Extract all lines that hold the string "styles".
[START]
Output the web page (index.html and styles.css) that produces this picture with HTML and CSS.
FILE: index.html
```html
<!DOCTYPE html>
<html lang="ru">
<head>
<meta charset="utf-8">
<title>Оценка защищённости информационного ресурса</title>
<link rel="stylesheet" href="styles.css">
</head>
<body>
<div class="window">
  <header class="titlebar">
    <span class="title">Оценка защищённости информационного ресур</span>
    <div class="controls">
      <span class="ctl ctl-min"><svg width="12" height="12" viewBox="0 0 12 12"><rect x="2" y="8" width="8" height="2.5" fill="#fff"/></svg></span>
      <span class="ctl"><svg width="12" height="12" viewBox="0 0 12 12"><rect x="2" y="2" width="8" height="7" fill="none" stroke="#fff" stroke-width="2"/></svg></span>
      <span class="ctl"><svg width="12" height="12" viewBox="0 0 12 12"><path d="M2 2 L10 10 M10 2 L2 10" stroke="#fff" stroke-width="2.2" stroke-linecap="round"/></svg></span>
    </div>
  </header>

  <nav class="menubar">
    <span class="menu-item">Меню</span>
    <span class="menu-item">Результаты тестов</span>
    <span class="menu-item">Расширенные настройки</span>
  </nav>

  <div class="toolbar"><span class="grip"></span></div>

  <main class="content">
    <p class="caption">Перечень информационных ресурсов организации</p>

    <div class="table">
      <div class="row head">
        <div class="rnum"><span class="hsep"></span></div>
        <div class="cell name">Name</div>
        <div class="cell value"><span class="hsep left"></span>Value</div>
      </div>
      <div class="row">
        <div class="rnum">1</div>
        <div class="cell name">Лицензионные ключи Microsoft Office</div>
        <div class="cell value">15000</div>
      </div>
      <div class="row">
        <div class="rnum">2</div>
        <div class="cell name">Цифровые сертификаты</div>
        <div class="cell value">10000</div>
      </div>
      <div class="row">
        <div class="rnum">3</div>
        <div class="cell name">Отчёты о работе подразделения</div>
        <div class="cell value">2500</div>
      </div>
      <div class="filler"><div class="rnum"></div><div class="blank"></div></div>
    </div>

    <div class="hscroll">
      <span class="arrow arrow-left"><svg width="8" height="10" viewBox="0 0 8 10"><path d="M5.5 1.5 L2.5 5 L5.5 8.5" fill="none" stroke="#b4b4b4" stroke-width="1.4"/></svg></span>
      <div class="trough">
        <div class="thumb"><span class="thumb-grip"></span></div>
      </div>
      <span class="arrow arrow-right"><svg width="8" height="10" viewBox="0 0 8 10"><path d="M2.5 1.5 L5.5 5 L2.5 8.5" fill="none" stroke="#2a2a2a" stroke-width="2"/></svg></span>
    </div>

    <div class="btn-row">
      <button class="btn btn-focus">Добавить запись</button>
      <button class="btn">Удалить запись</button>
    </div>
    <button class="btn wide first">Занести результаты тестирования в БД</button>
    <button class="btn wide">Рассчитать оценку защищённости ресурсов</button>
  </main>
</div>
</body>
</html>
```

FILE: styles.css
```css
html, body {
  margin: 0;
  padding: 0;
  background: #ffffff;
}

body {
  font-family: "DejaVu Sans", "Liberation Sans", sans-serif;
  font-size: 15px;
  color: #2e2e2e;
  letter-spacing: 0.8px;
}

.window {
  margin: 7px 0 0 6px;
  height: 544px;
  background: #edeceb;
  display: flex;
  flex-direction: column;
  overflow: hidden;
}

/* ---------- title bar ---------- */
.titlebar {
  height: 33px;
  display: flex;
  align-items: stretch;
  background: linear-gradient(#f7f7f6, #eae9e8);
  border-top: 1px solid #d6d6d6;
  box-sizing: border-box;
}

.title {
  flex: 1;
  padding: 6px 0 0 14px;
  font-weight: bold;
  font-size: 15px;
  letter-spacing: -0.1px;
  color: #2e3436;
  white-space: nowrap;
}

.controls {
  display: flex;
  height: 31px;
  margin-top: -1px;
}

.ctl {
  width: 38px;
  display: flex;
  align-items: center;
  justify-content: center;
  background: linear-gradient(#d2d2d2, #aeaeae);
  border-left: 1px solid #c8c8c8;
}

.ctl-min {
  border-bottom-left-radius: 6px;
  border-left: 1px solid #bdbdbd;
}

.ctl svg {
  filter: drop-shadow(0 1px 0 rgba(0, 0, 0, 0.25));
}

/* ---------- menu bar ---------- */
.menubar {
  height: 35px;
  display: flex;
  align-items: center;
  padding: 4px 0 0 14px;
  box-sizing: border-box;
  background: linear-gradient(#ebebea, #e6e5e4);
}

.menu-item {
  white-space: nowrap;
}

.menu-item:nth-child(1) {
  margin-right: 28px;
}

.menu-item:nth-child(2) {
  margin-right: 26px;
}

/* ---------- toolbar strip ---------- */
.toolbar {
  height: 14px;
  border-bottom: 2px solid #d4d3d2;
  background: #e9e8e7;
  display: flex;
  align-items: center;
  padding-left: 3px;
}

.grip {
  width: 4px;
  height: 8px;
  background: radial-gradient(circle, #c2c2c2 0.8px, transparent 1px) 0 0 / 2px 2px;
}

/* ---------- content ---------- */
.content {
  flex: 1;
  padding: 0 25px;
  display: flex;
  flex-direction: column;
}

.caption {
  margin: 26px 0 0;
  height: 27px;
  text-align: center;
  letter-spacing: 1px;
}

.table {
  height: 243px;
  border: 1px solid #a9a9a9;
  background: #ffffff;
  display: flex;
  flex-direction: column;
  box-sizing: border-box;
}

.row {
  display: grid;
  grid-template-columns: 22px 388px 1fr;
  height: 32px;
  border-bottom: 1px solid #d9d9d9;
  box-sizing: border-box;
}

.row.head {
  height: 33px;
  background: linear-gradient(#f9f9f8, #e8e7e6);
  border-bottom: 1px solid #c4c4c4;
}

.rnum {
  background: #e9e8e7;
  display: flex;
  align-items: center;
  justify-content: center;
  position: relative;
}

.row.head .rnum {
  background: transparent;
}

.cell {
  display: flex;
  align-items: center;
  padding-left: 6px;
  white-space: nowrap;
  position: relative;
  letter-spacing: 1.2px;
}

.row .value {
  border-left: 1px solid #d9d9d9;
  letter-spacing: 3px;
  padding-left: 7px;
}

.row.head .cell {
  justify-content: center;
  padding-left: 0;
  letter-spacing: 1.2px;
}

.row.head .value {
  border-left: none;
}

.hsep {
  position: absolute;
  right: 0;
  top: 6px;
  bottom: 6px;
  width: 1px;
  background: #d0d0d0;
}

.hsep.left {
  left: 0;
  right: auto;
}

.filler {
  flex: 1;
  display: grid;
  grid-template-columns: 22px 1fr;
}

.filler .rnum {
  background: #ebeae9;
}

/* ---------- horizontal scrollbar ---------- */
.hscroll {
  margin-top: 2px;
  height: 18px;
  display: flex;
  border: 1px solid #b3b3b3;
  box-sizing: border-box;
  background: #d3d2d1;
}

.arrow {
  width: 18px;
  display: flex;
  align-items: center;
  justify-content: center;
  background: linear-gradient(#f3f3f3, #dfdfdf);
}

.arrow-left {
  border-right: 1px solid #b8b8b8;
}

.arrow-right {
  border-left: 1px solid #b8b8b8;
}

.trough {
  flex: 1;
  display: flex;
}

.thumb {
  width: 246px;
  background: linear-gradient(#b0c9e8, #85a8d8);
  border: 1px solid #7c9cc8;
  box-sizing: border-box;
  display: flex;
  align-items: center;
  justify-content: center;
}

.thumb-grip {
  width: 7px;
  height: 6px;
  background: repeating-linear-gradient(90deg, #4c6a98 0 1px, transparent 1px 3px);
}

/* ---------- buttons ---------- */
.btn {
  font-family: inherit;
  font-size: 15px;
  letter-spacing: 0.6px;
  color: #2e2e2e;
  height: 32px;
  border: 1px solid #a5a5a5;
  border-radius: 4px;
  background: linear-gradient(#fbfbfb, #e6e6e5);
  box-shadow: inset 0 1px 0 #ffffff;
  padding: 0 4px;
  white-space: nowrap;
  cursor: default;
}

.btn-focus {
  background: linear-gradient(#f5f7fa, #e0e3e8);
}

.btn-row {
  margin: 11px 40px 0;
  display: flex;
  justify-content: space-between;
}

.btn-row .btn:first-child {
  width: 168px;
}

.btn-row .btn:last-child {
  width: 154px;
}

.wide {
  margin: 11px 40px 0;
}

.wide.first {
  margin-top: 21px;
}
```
[END]
- _OUTPUT_
Output the web page (index.html and styles.css) that produces this picture with HTML and CSS.
<link rel="stylesheet" href="styles.css">
FILE: styles.css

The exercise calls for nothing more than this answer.